Have an Plan. Writing down WHAT you want to achieve (goals) and HOW you will get there (actions or tactics) is a must. As a small business owner, you wear a lot of hats and have a lot to do. Without a roadmap, everything looks like a priority and the important stuff ends up on the back burner. It doesn't need to be long and fancy. It simply needs to be clear and actionable. Successful businesses take the time to write down their goals and plan their path to get there. You should too.
Think Long-Term Value. When times are tough, it's natural to look for ways to save money. While it should be a priority in both good and bad times, you need to look at the big picture. Are you creating short-term profit at the expense of long-term value. I recently spoke with a business owner who laid off staff a few years ago when times were tough. As the business recovered, he made a decision to fill some of his staffing needs with temporary employees to save money. Over the past year, service levels declined, customers left and his reputation took a hit. He saved money short-term but it had long-term implications. Think long-term value when making critical decisions for your business.
Focus on Results. As a business, you invest a lot of resources in activities - from marketing and sales to service and team building. But do you track or monitor the results to see what works and make adjustments based on what you learn? Activities that don't produce the outcome you expect - more sales, efficiency, profit, etc -- are simply a waste of time and money.
Leverage Your Business. Time is a valuable commodity for you and your staff. So it's important to simplify and get more done with a lot less effort. The key here of course is systems! Documenting procedures and systematizing routine and critical tasks makes it easy to do or delegate what you do consistently, effectively and efficiently - so you get more done and make more money.

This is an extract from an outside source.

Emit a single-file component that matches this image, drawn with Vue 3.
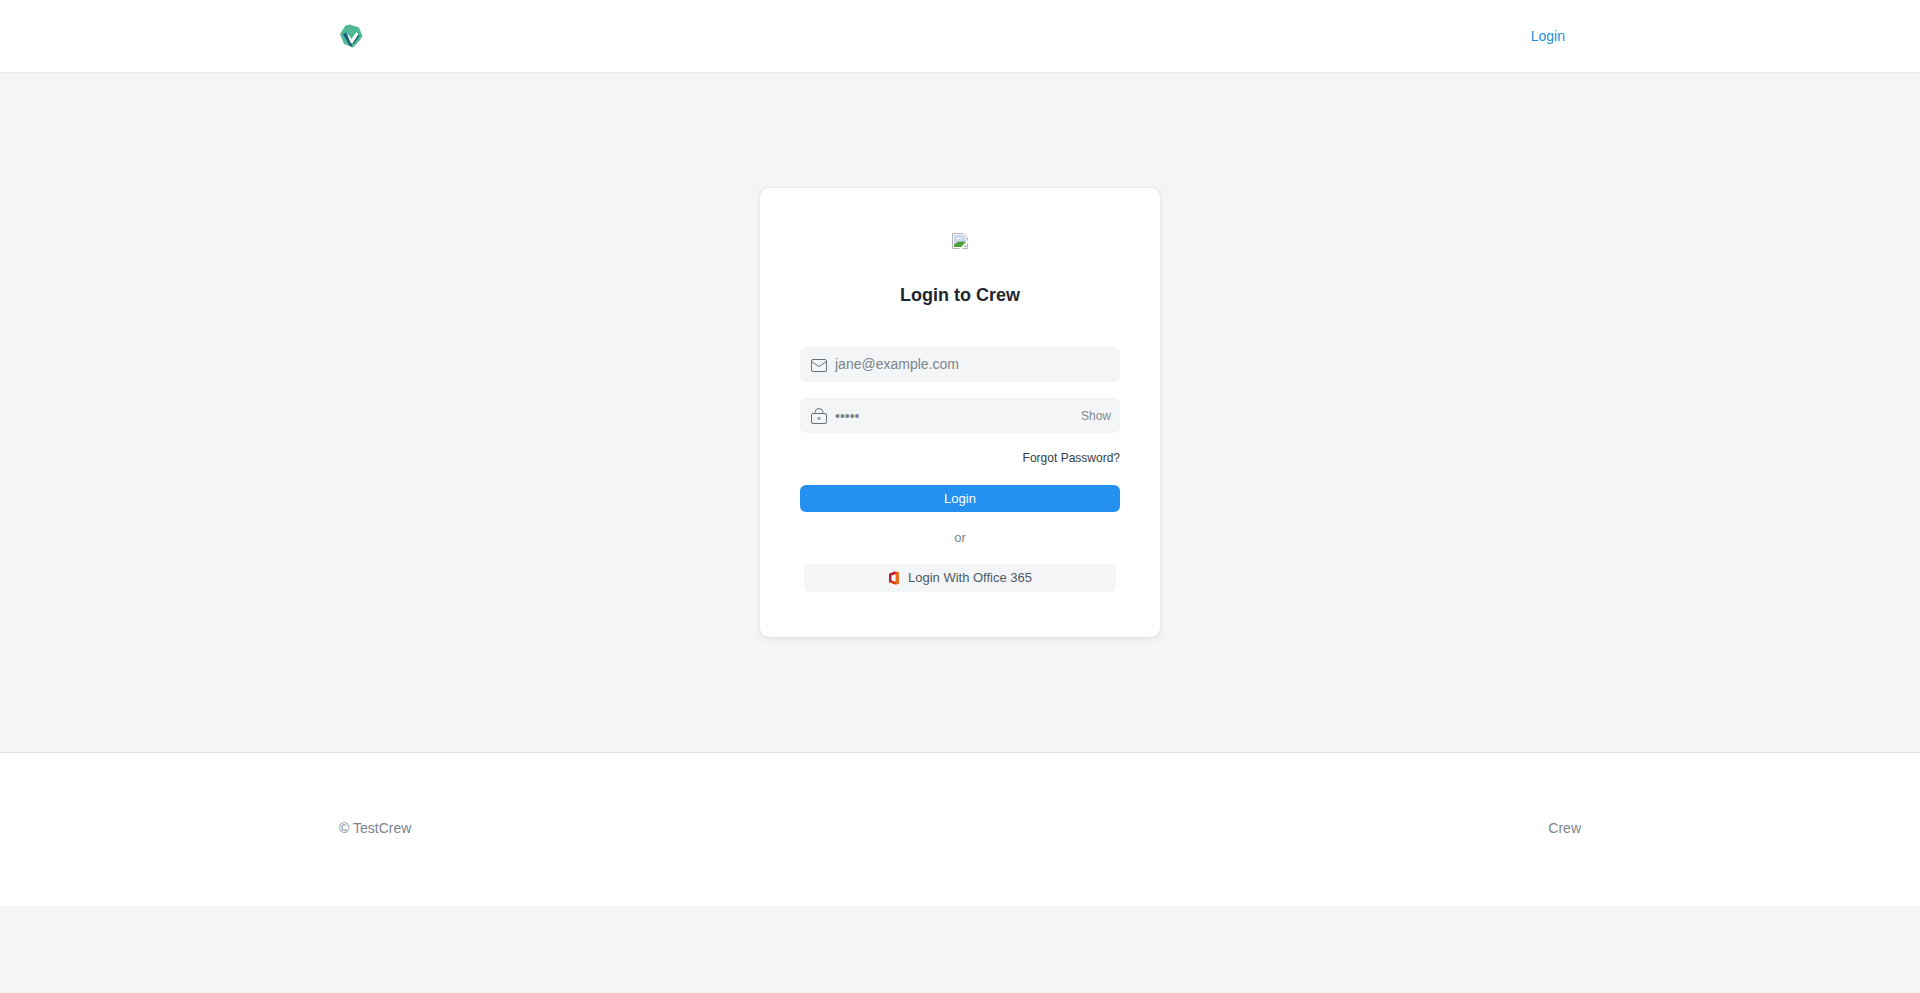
<template>
  <div class="page">
    <header class="navbar">
      <div class="nav-inner">
        <a class="brand" href="#">
          <svg width="24" height="24" viewBox="0 0 24 24">
            <path d="M6.5 1.5 L11 0.5 L20 3.5 L23.5 12 L21 16 L14 23.5 L5 20 L1 10 Z" fill="#4fb894" />
            <path d="M4 10 L7.5 8.5 L12 18.5 L13.5 23 L10.5 21.5 Z" fill="#1f5d7a" />
            <path d="M7.5 8.5 L12.5 15 L17.5 8 L19.5 10.5 L13.5 19.5 L11.5 18.5 Z" fill="#ffffff" />
            <path d="M19.5 10.5 L20.5 12 L14.5 20 L13.5 19.5 Z" fill="#1f5d7a" />
          </svg>
        </a>
        <a class="nav-login" href="#">Login</a>
      </div>
    </header>

    <main class="main">
      <section class="card">
        <div class="broken-img">
          <svg width="16" height="16" viewBox="0 0 16 16">
            <path d="M0.5 0.5 H11 L15.5 5 V15.5 H0.5 Z" fill="#fff" stroke="#b4b4b4" />
            <path d="M2 2 H10.5 L14 5.5 V14 H2 Z" fill="#c5d5ee" />
            <path d="M4.5 4.5 h4 l1.5 1.5 h-6 z" fill="#fff" />
            <path d="M2 14 V11.5 L6 9 L10 8.5 L14 9 V14 Z" fill="#4f9f3c" />
            <path d="M7 16 L16 7 V10 L10 16 Z" fill="#fff" />
          </svg>
        </div>
        <h1 class="title">Login to Crew</h1>

        <form class="form" @submit.prevent>
          <label class="field field-email">
            <svg class="field-icon" width="18" height="18" viewBox="0 0 18 18" fill="none" stroke="#687178" stroke-width="1">
              <rect x="1.5" y="3.5" width="15" height="12" rx="1.5" />
              <path d="M1.5 5.5 L9 10.5 L16.5 5.5" />
            </svg>
            <input class="field-input" type="text" placeholder="jane@example.com" />
          </label>

          <label class="field field-password">
            <svg class="field-icon" width="18" height="18" viewBox="0 0 18 18" fill="none" stroke="#687178" stroke-width="1">
              <rect x="1.5" y="6.5" width="15" height="10" rx="1.5" />
              <path d="M5 6.5 V5.5 a4 4 0 0 1 8 0 V6.5" />
              <circle cx="9" cy="11.5" r="1" />
            </svg>
            <input class="field-input" :type="showPassword ? 'text' : 'password'" v-model="password" />
            <span class="toggle" @click.prevent="showPassword = !showPassword">Show</span>
          </label>

          <div class="forgot-row">
            <a class="forgot" href="#">Forgot Password?</a>
          </div>

          <button class="login-btn" type="submit">Login</button>
        </form>

        <p class="or">or</p>

        <a class="office-btn" href="#">
          <svg width="12" height="14" viewBox="0 0 12 14">
            <path d="M1 3.5 Q1 2.8 1.8 2.5 L7 0.5 Q8 0.2 9 0.7 L11 1.7 V12.3 L9 13.3 Q8 13.8 7 13.5 L1.8 11.5 Q1 11.2 1 10.5 Z" fill="#d83b01" />
            <path d="M1 3.5 Q1 2.8 1.8 2.5 L7 0.5 V3 L3.5 4.5 V9.5 L1.8 11.5 Q1 11.2 1 10.5 Z" fill="#b0203a" />
            <path d="M3.5 4.5 L7.8 3.3 V10.8 L3.5 9.5 Z" fill="#fff" />
            <path d="M7.8 1 L11 1.7 V12.3 L7.8 13 Z" fill="#eb6c1b" />
          </svg>
          <span class="office-label">Login With Office 365</span>
        </a>
      </section>
    </main>

    <footer class="footer">
      <div class="footer-inner">
        <span>© TestCrew</span>
        <a href="#">Crew</a>
      </div>
    </footer>
  </div>
</template>

<script setup>
import { ref } from 'vue'

const password = ref('•••••')
const showPassword = ref(false)
</script>

<style>
html, body { background: #f4f5f6; }
</style>

<style scoped>
.page {
  min-height: 993px;
  font-family: "Liberation Sans", Arial, sans-serif;
  color: #1f272e;
  font-size: 14px;
}
a { text-decoration: none; }

.navbar {
  height: 73px;
  background: #fff;
  border-bottom: 1px solid #e8ebee;
  box-sizing: border-box;
}
.nav-inner {
  height: 100%;
  margin-left: 339px;
  width: 1226px;
  display: flex;
  align-items: center;
  justify-content: space-between;
}
.brand { display: flex; }
.nav-login { color: #2490dc; font-size: 14px; }

.main {
  height: 679px;
  box-sizing: border-box;
  padding-top: 115px;
  display: flex;
  justify-content: center;
  align-items: flex-start;
}
.card {
  width: 400px;
  height: 449px;
  box-sizing: border-box;
  background: #fff;
  border-radius: 8px;
  box-shadow: 0 0 1px rgba(0, 0, 0, .2), 0 2px 6px rgba(25, 39, 52, .08);
  padding: 45px 40px 0;
  display: flex;
  flex-direction: column;
  align-items: center;
}
.broken-img { height: 16px; display: flex; }
.title {
  margin: 35px 0 0;
  font-size: 18px;
  line-height: 22px;
  font-weight: 700;
  color: #1f272e;
}
.form { width: 320px; margin-top: 41px; display: flex; flex-direction: column; }
.field {
  height: 35px;
  background: #f4f5f6;
  border-radius: 6px;
  display: flex;
  align-items: center;
  padding: 0 9px 0 10px;
  gap: 7px;
  margin-bottom: 16px;
}
.field-password { margin-bottom: 0; }
.field-icon { flex: none; }
.field-input {
  flex: 1;
  min-width: 0;
  border: 0;
  padding: 0;
  outline: 0;
  background: transparent;
  font: 14px "Liberation Sans", Arial, sans-serif;
  color: #7a848c;
}
.field-email .field-input { padding-bottom: 2px; }
.field-input::placeholder { color: #7a848c; }
.toggle { font-size: 12px; color: #7f8a92; cursor: pointer; }
.forgot-row { display: flex; justify-content: flex-end; margin-top: 18px; }
.forgot { font-size: 12px; line-height: 14px; color: #333c44; }
.login-btn {
  margin-top: 20px;
  height: 27px;
  border: 0;
  border-radius: 6px;
  background: #2490ef;
  color: #fff;
  font: 13px "Liberation Sans", Arial, sans-serif;
  cursor: pointer;
}
.or { margin: 18px 0 0; font-size: 13px; line-height: 15px; color: #7a848c; }
.office-btn {
  margin-top: 19px;
  width: 312px;
  height: 28px;
  border-radius: 6px;
  background: #f4f5f6;
  color: #4c5a67;
  font-size: 13px;
  display: flex;
  align-items: center;
  justify-content: center;
  gap: 8px;
}
.office-label { padding-bottom: 2px; }

.footer {
  height: 154px;
  background: #fff;
  border-top: 1px solid #dfe3e6;
  box-sizing: border-box;
  color: #7a848c;
  font-size: 14px;
}
.footer-inner {
  height: 100%;
  margin-left: 339px;
  width: 1242px;
  padding-bottom: 3px;
  box-sizing: border-box;
  display: flex;
  align-items: center;
  justify-content: space-between;
}
.footer-inner a { color: #7a848c; }
</style>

They also make life easier for you, the business owner, your team and your customers! Systems may not be glitzy, but they sure are profitable.
Be a Lifetime Learner. Entrepreneurs by nature tend to be self-confident. Would you start a business if you didn't believe in yourself and your abilities? But none of us are experts at everything and sometimes we just don't know what we don't know. Successful owners understand this. They recognize their strengths and are willing to teach others what they know. But they are equally willing to learn from others - employees, customers, business associates and mentors. They are open to new ideas, willing to try new things and gladly give credit to others along the way.
Speak the Language of Business. You don't need to be an accountant or a math guru, but you do need to understand the numbers that drive your business. Whether you do it yourself or hire a bookkeeper, QuickBooks makes it easy for any small business to KNOW what is going on with your sales, profit and cashflow at any time. Have an accountant to help with tax preparation and strategic planning - but take ownership for learning and understanding your financials. In doing so, you will uncover opportunities and make better business decisions.
Niche - Think Small to Grow Big. Trying to reach and serve everyone to create sales opportunities is a costly mistake. Especially today, when customers are more cautious about spending. To be effective, your marketing must be compelling to potential buyers. How do your products or services address their goals, desires and problems? Difficult to answer when you are trying to 'talk' to everyone. But when you employ a niche marketing strategy - think small to grow big - it's easier, more effective and ultimately more profitable!
Here's where to start. Pick a product or service - most businesses have multiple. Next, identify the niche or ideal customer for your product or service. Then identify the problems experienced by those customers. Finally, communicate the solutions your products / services offer for the problems they experience. If you are not sure what the problems are, ask.